Tous ces dégâts ont été constatés dans les jours suivant la décrue, par l’équipe Gemapi de terrain, composée de deux personnes : un agent de terrain et une technicienne de rivière. Comment ont-ils fait ? « Avec deux véhicules déposés à chaque extrémité, en marchant vite… Sur certains secteurs, nous savions que la crue n’avait pas surversé les digues. Nous les avons alors parcouru en « saut de puce ». D’autres secteurs étaient encore inaccessibles dans les jours qui ont suivi la crue, ce qui a enlevé du linéaire pour l’inspection d’urgence. Une seconde inspection complète a finalisé le constat un peu plus tard, mais les principaux désordres avaient déjà été inventoriés. Ils ont fait un super travail », explique le chef de service Gemapi.
Marchés à bon de commande et d’urgence impérieuse
Une des solutions pour aller vite, c’est d’avoir un marché à bons de commande, établi à l’avance. « Le gros avantage, c’est de ne pas avoir à chercher des entreprises en urgence. Aussi, les prix sont fixés à l’avance, ce qui est intéressant, car parfois, les prix proposés ne sont pas les mêmes, en situation d’urgence », explique Florent Craipeau.
Pour des travaux sur des digues classées, la réglementation impose d’avoir un bureau d’étude technique (BET) agréé. N’ayant pas de marché à bon de commande sur ce volet, Val de Garonne a décidé de passer un marché en « urgence impérieuse » : cette modalité de la commande publique permet de recourir à un marché sans publicité ni mise en concurrence préalables.
Avec ou sans étude géotechnique
Mais une difficulté a surgi : le BET n’a pas voulu s’engager sur des préconisations techniques pour les quatre brèches, sans avoir effectué de prospection géotechnique préalable. Ce qui aurait repoussé les réparations à l’après-période de crue printanière, contrariant la commande politique. « Les élus nous ont dit : on y va quand même, car plusieurs villages se retrouvaient sans protection », raconte Florent Craipeau. Alors comment faire ?

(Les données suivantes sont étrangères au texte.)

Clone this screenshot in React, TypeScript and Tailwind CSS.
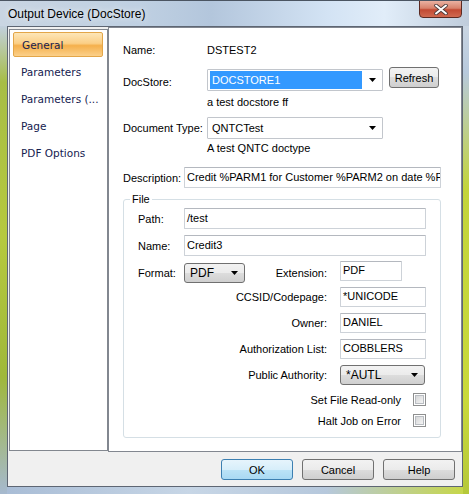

Première étape : se faire conseiller, pour les travaux les plus délicats, par le bureau d’études agréé, même s’il n’engage pas sa responsabilité juridiquement.
Seconde étape : appliquer l’état de l’art en reconstruction de digue, en se fondant sur l’expérience acquise. Le compactage du linéaire en argile, par exemple, a mobilisé huit passages d’engins en pieds de mouton. Cette précaution n’aurait peut-être pas été nécessaire si la prospection géotechnique avait eu lieu.
Troisième étape : réaliser les études géotechniques après travaux, afin de valider la solidité des reprises. Ces études ont été conduites au printemps, pour les 4 brèches. Elles ont validé la solidité de la réparation.
Trouver l’argile
Autre difficulté, trouver de l’argile en urgence. 60.000 m3, pour reconstruire. Confrontée à cette problématique, l’intercommunalité a eu la chance de pouvoir compter sur la disponibilité d’argile locale. Celle-ci provenait d’une gravière voisine (carrière produisant des granulats), située dans le lit majeur de la Garonne. « Ils avaient des stocks en surplus et cela les intéressait de nous fournir en argile. De notre côté nous savions que leur terre avait les bonnes caractéristiques suite à des essais en laboratoire », explique Florent Craipeau.
Financer les travaux
Mais comment financer ces travaux d’urgence, qui ont été chiffrés à 5,8 millions d’euros dans la foulée de la crue ? L’intercommunalité a sollicité la dotation de l’État via le fonds de solidarité et celui-ci devrait l’accompagner à hauteur de 1 366 000 €. Deux autres financements ont été obtenus : celui de la région (1.160.000 euros), et celui de l’Agence de l’eau Adour Garonne (980.000 euros), qui co-finance les interventions sur la nappe alluviale. La taxe Gemapi (9 euros par habitant) ? Elle est destinée aux frais de fonctionnement et non pas à des réparations exceptionnelles. « Nous avons dépensé 3 millions d’euros, et nous devrions finalement nous rapprocher de 5 millions d’euros », calcule Florent Craipeau. En attendant l’aide du fonds de solidarité, l’EPCI devra probablement recourir à l’emprunt.
Timing tenu
Les travaux sur les quatre brèches principales ont été terminés fin avril, dans les délais prévus. Pour les 45 autres désordres, les travaux se sont déroulés depuis le printemps, avec une courte pause estivale. Début octobre, une dizaine de sites étaient encore en chantier, mais tout devrait être terminé à temps.